The American Folk Art Museum will present American Perspectives: Stories from the American Folk Art Museum Collection and Six Decades Collecting Self-Taught Art. The New-York Historical Society detailed a lineup of exhibitions that will be resuming, among them Bill Graham and the Rock & Roll Revolution, Women March, Meet the Presidents, and The Census in the Making of America. The Brooklyn Museum will open its deferred exhibition Studio 54: Night Magic, about the legendary nightclub, and has extended JR: Chronicles, which charts JR's career from his documentation of graffiti artists in Paris to his architectural interventions in cities to his collaged murals of people.

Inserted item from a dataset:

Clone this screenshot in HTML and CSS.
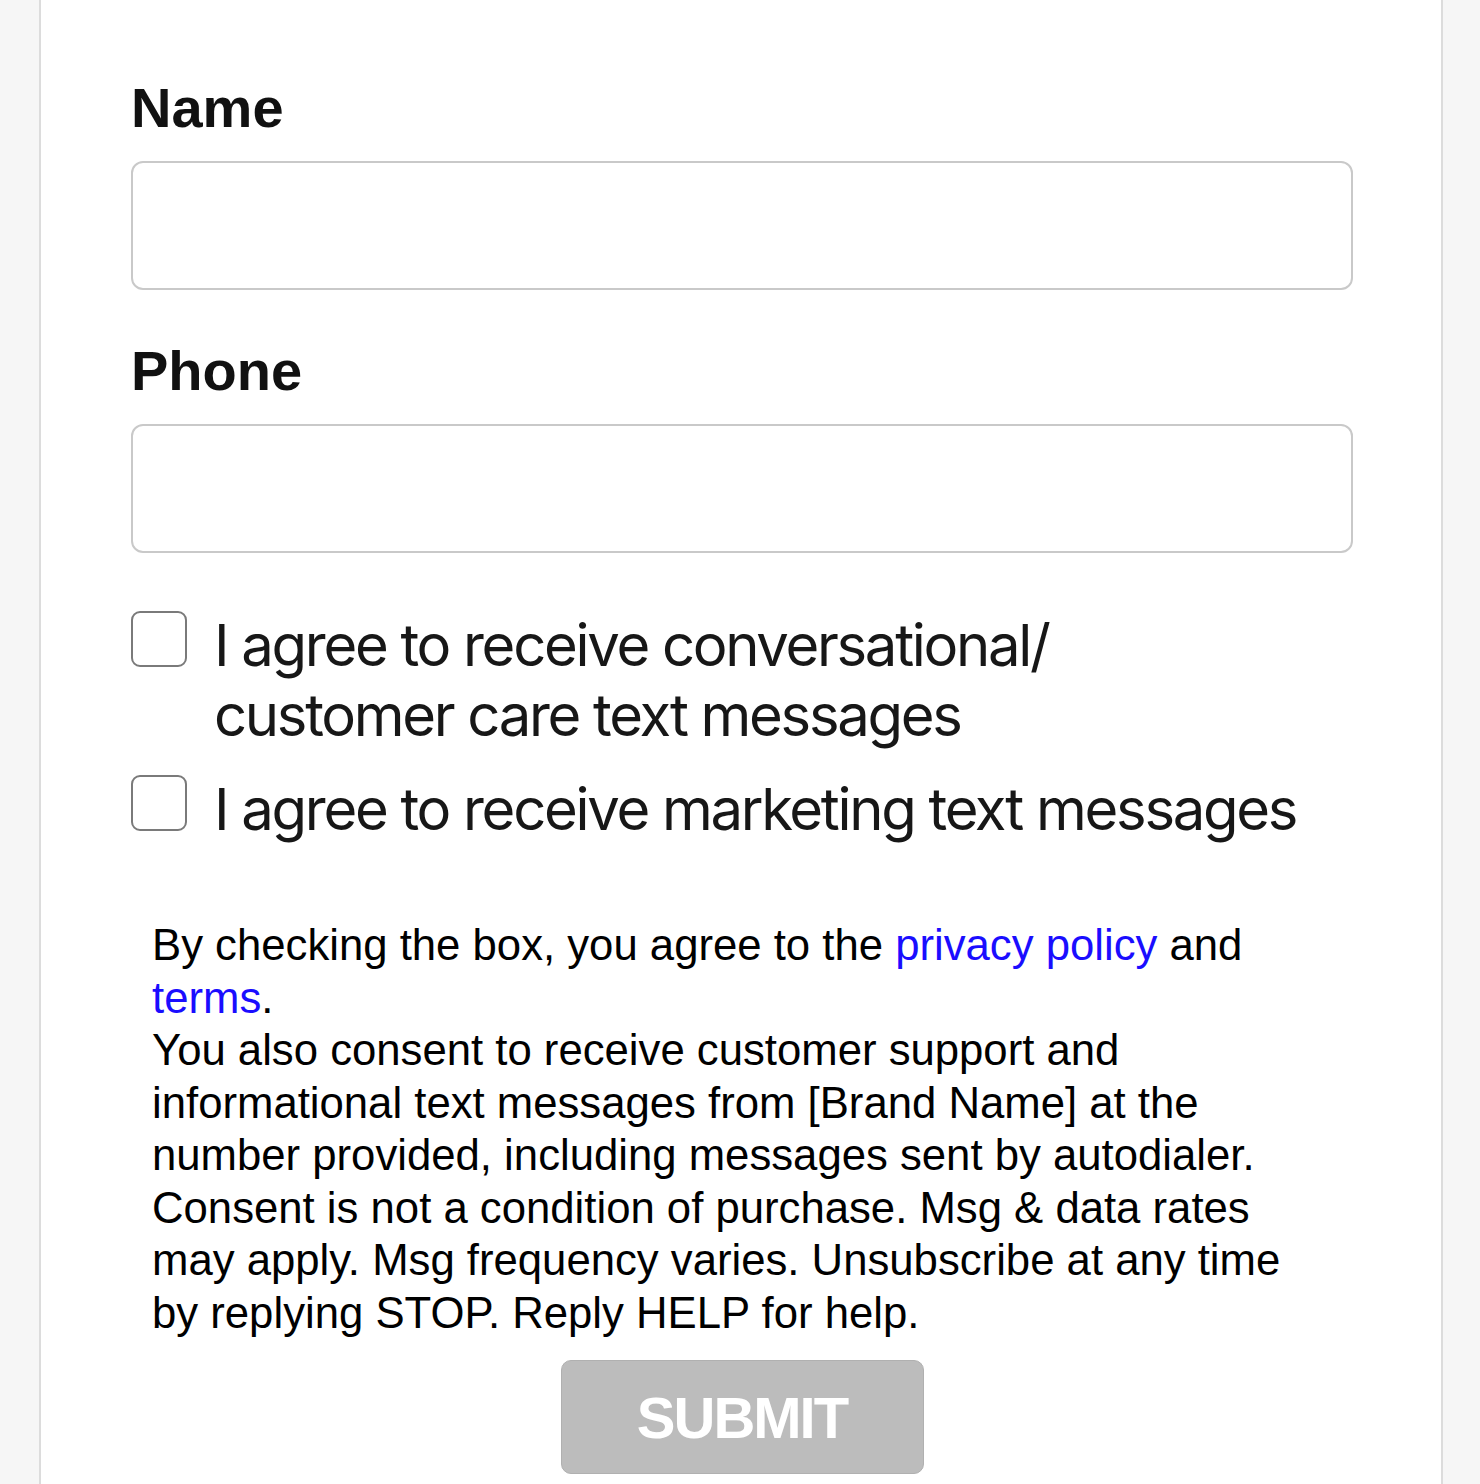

The Morgan says museumgoers will be able to have a last look at Jean-Jacques Lequeu: Visionary Architect, The Book of Ruth: Medieval to Modern and The Drawings of Al Taylor. At the New Museum, the career survey Peter Saul: Crime and Punishment and Jordan Casteel: Within Reach, the first solo exhibition of the artist's work in New York, will resume, while Daiga Grantina: What Eats Around Itself makes its debut in the lobby gallery. El Museo del Barrio will present a show that was postponed by its closure: Taller Boricua: A Political Print Shop in New York, focusing on the East Harlem-based Nuyorican collective workshop and alternative space.
Along with a panoply of other shows, the Met previously announced it will reopen with two deferred exhibitions: Making The Met, 1870–2020, keyed to the 150th anniversary of its founding and featuring more than 250 works charting the evolution of the museum, and Jacob Lawrence: The American Struggle, reuniting many of the 30 panels the artist painted in the 1950s for a series tracing the theme of anxious striving across the nation’s history. It is also underlining the opening of its roof garden exhibition, featuring Héctor Zamora's multifaceted wall.
• This article has been periodically updated to include additional opening dates and exhibition details.